Task requirements
Track down each line that has the word "this" and copy it.

──────── Input

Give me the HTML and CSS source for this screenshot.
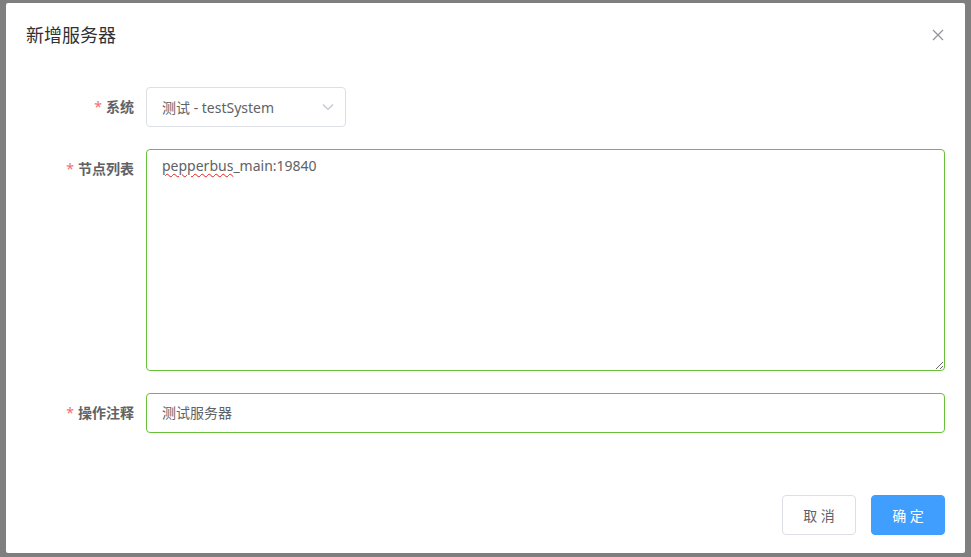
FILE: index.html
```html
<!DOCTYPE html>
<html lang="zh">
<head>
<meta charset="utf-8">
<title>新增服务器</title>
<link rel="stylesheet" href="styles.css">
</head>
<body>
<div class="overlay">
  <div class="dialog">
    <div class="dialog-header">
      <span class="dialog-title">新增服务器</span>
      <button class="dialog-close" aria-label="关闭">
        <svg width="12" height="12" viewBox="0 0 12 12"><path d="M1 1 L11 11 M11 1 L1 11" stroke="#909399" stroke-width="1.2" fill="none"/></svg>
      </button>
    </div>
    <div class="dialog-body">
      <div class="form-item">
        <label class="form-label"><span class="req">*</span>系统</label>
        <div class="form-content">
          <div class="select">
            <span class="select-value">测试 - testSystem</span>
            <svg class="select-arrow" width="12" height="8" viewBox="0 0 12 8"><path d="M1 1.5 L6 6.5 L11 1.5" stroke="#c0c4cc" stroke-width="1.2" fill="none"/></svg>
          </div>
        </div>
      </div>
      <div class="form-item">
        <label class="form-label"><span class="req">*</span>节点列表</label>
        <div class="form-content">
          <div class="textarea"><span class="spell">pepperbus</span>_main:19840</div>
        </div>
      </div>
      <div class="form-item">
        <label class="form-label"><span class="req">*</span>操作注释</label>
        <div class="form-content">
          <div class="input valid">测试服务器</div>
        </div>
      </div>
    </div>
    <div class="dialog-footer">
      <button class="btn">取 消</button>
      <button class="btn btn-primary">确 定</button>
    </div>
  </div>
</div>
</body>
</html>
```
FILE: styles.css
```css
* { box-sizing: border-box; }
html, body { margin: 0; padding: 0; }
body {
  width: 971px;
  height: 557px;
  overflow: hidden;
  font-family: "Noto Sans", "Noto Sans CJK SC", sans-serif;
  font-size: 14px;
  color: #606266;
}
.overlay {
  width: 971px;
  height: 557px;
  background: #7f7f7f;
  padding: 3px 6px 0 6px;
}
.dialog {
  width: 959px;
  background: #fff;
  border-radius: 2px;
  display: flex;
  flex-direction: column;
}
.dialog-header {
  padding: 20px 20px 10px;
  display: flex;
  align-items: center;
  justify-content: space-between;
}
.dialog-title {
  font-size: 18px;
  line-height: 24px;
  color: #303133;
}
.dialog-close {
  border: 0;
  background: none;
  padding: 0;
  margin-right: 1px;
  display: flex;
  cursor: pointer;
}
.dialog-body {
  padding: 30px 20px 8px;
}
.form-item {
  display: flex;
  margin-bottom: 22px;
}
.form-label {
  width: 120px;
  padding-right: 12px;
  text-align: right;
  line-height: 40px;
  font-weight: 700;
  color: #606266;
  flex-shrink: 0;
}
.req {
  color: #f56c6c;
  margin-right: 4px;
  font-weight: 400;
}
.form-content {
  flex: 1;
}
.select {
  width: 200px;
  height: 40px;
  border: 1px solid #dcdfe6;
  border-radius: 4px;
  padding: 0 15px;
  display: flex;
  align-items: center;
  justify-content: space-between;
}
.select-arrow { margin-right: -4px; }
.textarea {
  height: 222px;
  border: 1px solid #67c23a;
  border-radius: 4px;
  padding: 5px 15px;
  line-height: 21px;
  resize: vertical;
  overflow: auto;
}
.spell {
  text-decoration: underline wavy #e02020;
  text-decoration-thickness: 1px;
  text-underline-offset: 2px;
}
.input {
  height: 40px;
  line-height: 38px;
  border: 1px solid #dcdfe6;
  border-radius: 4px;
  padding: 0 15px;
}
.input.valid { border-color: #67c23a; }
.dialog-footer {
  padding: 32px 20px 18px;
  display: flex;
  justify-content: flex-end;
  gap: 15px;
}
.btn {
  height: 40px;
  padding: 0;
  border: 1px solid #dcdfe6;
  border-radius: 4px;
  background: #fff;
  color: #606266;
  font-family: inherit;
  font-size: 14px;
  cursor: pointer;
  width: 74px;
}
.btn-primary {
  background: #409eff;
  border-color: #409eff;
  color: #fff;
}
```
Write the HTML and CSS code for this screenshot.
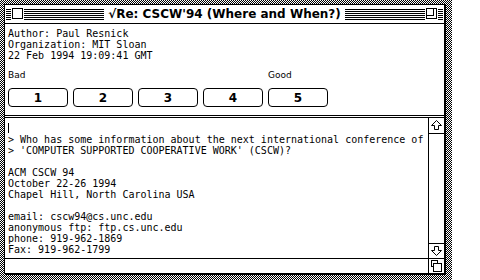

────────────────

Problem solution
Give me the HTML and CSS source for this screenshot.
Write the HTML and CSS code for this screenshot.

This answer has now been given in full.